● The exercise:
Leave out the pictures and restate the rest of the data exactly.
--------
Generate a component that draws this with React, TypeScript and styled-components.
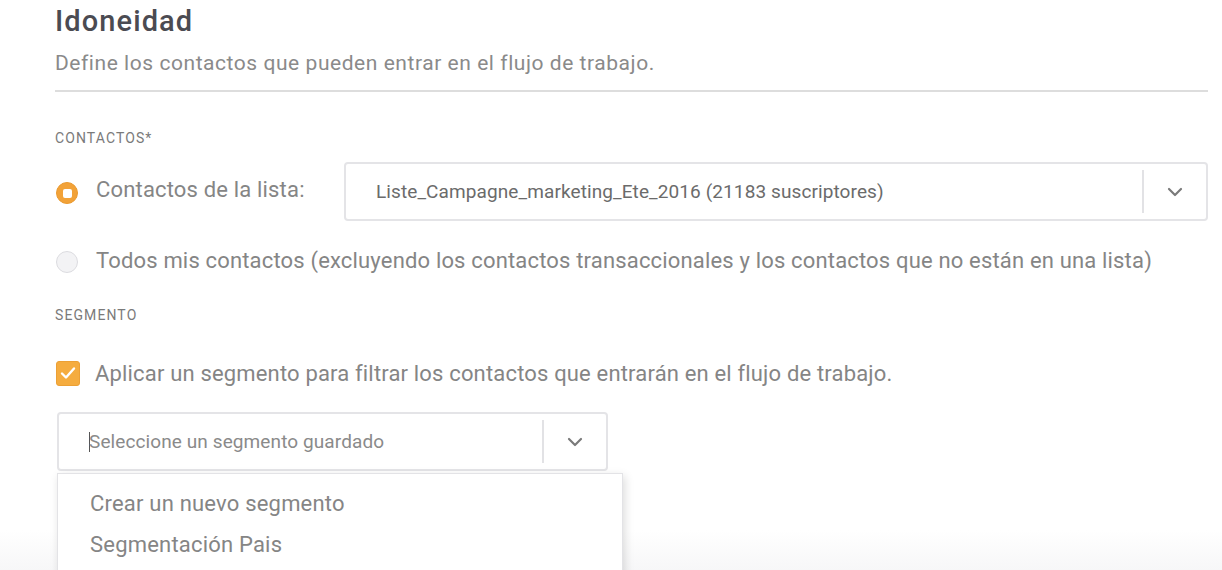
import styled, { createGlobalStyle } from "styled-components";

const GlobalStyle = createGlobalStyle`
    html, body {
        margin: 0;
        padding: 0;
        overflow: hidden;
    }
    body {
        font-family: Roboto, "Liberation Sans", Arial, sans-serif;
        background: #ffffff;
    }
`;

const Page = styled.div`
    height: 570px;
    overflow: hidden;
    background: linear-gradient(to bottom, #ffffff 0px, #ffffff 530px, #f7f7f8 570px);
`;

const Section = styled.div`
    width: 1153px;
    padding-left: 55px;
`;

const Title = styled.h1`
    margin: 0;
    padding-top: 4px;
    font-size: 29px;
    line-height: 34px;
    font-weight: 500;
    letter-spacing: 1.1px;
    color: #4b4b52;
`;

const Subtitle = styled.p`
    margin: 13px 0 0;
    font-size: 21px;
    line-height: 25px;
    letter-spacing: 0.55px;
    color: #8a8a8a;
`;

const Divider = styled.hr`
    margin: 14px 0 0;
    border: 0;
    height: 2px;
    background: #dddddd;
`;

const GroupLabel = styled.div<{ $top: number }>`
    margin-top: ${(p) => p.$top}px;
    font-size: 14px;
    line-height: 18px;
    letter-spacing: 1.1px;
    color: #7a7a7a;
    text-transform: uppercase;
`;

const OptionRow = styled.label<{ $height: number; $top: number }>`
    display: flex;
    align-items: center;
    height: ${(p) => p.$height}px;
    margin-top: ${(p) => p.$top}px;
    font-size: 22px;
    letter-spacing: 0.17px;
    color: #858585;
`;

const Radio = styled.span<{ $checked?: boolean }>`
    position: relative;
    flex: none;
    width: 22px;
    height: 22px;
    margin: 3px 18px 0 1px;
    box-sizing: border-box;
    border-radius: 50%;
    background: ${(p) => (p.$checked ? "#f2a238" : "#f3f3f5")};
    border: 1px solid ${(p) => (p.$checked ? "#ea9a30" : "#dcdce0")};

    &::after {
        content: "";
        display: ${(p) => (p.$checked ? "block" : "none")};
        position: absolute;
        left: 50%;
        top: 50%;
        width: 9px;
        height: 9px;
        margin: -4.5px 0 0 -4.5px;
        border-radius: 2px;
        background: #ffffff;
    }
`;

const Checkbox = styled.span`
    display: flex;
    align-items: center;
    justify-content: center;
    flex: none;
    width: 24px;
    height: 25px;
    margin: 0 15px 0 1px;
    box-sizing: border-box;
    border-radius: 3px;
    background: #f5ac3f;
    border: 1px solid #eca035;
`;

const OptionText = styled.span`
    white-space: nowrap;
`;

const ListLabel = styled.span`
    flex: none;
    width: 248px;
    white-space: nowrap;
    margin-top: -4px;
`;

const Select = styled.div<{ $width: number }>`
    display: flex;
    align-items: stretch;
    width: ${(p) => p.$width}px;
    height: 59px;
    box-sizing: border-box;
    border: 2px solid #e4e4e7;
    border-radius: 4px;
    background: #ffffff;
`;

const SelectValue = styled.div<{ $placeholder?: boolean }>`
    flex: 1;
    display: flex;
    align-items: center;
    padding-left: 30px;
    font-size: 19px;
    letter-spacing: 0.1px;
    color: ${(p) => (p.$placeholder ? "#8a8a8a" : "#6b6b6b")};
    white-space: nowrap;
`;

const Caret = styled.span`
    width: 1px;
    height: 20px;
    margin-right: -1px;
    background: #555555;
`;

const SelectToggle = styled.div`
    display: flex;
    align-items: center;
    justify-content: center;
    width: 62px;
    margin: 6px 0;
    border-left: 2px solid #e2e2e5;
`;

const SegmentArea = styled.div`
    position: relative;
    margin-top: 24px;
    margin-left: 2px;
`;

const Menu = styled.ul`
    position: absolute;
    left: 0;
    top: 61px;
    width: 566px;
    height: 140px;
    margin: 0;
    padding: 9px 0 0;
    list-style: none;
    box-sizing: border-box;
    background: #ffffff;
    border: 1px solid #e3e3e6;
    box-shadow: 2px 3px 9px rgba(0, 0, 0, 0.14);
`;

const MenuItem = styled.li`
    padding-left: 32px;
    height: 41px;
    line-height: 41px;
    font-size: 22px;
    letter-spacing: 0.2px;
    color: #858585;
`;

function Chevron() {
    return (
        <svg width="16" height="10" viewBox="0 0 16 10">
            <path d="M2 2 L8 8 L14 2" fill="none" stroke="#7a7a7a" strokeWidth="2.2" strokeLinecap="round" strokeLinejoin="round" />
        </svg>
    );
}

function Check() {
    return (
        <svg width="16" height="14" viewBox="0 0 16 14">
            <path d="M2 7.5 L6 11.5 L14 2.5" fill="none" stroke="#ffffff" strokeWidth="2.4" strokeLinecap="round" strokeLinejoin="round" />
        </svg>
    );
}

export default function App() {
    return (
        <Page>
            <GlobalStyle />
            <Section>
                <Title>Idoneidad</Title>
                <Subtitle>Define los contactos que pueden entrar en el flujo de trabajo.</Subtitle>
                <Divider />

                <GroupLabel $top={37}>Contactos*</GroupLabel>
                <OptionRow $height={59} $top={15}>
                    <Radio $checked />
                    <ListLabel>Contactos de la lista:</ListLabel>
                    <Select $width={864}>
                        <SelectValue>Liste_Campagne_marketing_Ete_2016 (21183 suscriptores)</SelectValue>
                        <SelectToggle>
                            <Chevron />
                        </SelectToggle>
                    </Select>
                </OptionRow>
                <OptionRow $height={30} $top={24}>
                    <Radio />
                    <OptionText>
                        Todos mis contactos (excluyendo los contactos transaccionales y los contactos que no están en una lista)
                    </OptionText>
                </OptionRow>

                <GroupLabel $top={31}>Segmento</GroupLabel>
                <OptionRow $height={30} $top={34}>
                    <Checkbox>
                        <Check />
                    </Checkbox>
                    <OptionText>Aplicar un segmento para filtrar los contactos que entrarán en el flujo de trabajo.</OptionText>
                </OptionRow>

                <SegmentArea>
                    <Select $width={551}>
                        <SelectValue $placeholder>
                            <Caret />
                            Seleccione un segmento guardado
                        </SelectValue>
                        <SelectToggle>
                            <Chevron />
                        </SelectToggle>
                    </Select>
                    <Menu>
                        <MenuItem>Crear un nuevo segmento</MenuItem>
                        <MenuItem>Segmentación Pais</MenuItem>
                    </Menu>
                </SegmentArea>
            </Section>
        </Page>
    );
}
--------
● Complete response:
Generate a component that draws this with React, TypeScript and styled-components.
import styled, { createGlobalStyle } from "styled-components";

const GlobalStyle = createGlobalStyle`
    html, body {
        margin: 0;
        padding: 0;
        overflow: hidden;
    }
    body {
        font-family: Roboto, "Liberation Sans", Arial, sans-serif;
        background: #ffffff;
    }
`;

const Page = styled.div`
    height: 570px;
    overflow: hidden;
    background: linear-gradient(to bottom, #ffffff 0px, #ffffff 530px, #f7f7f8 570px);
`;

const Section = styled.div`
    width: 1153px;
    padding-left: 55px;
`;

const Title = styled.h1`
    margin: 0;
    padding-top: 4px;
    font-size: 29px;
    line-height: 34px;
    font-weight: 500;
    letter-spacing: 1.1px;
    color: #4b4b52;
`;

const Subtitle = styled.p`
    margin: 13px 0 0;
    font-size: 21px;
    line-height: 25px;
    letter-spacing: 0.55px;
    color: #8a8a8a;
`;

const Divider = styled.hr`
    margin: 14px 0 0;
    border: 0;
    height: 2px;
    background: #dddddd;
`;

const GroupLabel = styled.div<{ $top: number }>`
    margin-top: ${(p) => p.$top}px;
    font-size: 14px;
    line-height: 18px;
    letter-spacing: 1.1px;
    color: #7a7a7a;
    text-transform: uppercase;
`;

const OptionRow = styled.label<{ $height: number; $top: number }>`
    display: flex;
    align-items: center;
    height: ${(p) => p.$height}px;
    margin-top: ${(p) => p.$top}px;
    font-size: 22px;
    letter-spacing: 0.17px;
    color: #858585;
`;

const Radio = styled.span<{ $checked?: boolean }>`
    position: relative;
    flex: none;
    width: 22px;
    height: 22px;
    margin: 3px 18px 0 1px;
    box-sizing: border-box;
    border-radius: 50%;
    background: ${(p) => (p.$checked ? "#f2a238" : "#f3f3f5")};
    border: 1px solid ${(p) => (p.$checked ? "#ea9a30" : "#dcdce0")};

    &::after {
        content: "";
        display: ${(p) => (p.$checked ? "block" : "none")};
        position: absolute;
        left: 50%;
        top: 50%;
        width: 9px;
        height: 9px;
        margin: -4.5px 0 0 -4.5px;
        border-radius: 2px;
        background: #ffffff;
    }
`;

const Checkbox = styled.span`
    display: flex;
    align-items: center;
    justify-content: center;
    flex: none;
    width: 24px;
    height: 25px;
    margin: 0 15px 0 1px;
    box-sizing: border-box;
    border-radius: 3px;
    background: #f5ac3f;
    border: 1px solid #eca035;
`;

const OptionText = styled.span`
    white-space: nowrap;
`;

const ListLabel = styled.span`
    flex: none;
    width: 248px;
    white-space: nowrap;
    margin-top: -4px;
`;

const Select = styled.div<{ $width: number }>`
    display: flex;
    align-items: stretch;
    width: ${(p) => p.$width}px;
    height: 59px;
    box-sizing: border-box;
    border: 2px solid #e4e4e7;
    border-radius: 4px;
    background: #ffffff;
`;

const SelectValue = styled.div<{ $placeholder?: boolean }>`
    flex: 1;
    display: flex;
    align-items: center;
    padding-left: 30px;
    font-size: 19px;
    letter-spacing: 0.1px;
    color: ${(p) => (p.$placeholder ? "#8a8a8a" : "#6b6b6b")};
    white-space: nowrap;
`;

const Caret = styled.span`
    width: 1px;
    height: 20px;
    margin-right: -1px;
    background: #555555;
`;

const SelectToggle = styled.div`
    display: flex;
    align-items: center;
    justify-content: center;
    width: 62px;
    margin: 6px 0;
    border-left: 2px solid #e2e2e5;
`;

const SegmentArea = styled.div`
    position: relative;
    margin-top: 24px;
    margin-left: 2px;
`;

const Menu = styled.ul`
    position: absolute;
    left: 0;
    top: 61px;
    width: 566px;
    height: 140px;
    margin: 0;
    padding: 9px 0 0;
    list-style: none;
    box-sizing: border-box;
    background: #ffffff;
    border: 1px solid #e3e3e6;
    box-shadow: 2px 3px 9px rgba(0, 0, 0, 0.14);
`;

const MenuItem = styled.li`
    padding-left: 32px;
    height: 41px;
    line-height: 41px;
    font-size: 22px;
    letter-spacing: 0.2px;
    color: #858585;
`;

function Chevron() {
    return (
        <svg width="16" height="10" viewBox="0 0 16 10">
            <path d="M2 2 L8 8 L14 2" fill="none" stroke="#7a7a7a" strokeWidth="2.2" strokeLinecap="round" strokeLinejoin="round" />
        </svg>
    );
}

function Check() {
    return (
        <svg width="16" height="14" viewBox="0 0 16 14">
            <path d="M2 7.5 L6 11.5 L14 2.5" fill="none" stroke="#ffffff" strokeWidth="2.4" strokeLinecap="round" strokeLinejoin="round" />
        </svg>
    );
}

export default function App() {
    return (
        <Page>
            <GlobalStyle />
            <Section>
                <Title>Idoneidad</Title>
                <Subtitle>Define los contactos que pueden entrar en el flujo de trabajo.</Subtitle>
                <Divider />

                <GroupLabel $top={37}>Contactos*</GroupLabel>
                <OptionRow $height={59} $top={15}>
                    <Radio $checked />
                    <ListLabel>Contactos de la lista:</ListLabel>
                    <Select $width={864}>
                        <SelectValue>Liste_Campagne_marketing_Ete_2016 (21183 suscriptores)</SelectValue>
                        <SelectToggle>
                            <Chevron />
                        </SelectToggle>
                    </Select>
                </OptionRow>
                <OptionRow $height={30} $top={24}>
                    <Radio />
                    <OptionText>
                        Todos mis contactos (excluyendo los contactos transaccionales y los contactos que no están en una lista)
                    </OptionText>
                </OptionRow>

                <GroupLabel $top={31}>Segmento</GroupLabel>
                <OptionRow $height={30} $top={34}>
                    <Checkbox>
                        <Check />
                    </Checkbox>
                    <OptionText>Aplicar un segmento para filtrar los contactos que entrarán en el flujo de trabajo.</OptionText>
                </OptionRow>

                <SegmentArea>
                    <Select $width={551}>
                        <SelectValue $placeholder>
                            <Caret />
                            Seleccione un segmento guardado
                        </SelectValue>
                        <SelectToggle>
                            <Chevron />
                        </SelectToggle>
                    </Select>
                    <Menu>
                        <MenuItem>Crear un nuevo segmento</MenuItem>
                        <MenuItem>Segmentación Pais</MenuItem>
                    </Menu>
                </SegmentArea>
            </Section>
        </Page>
    );
}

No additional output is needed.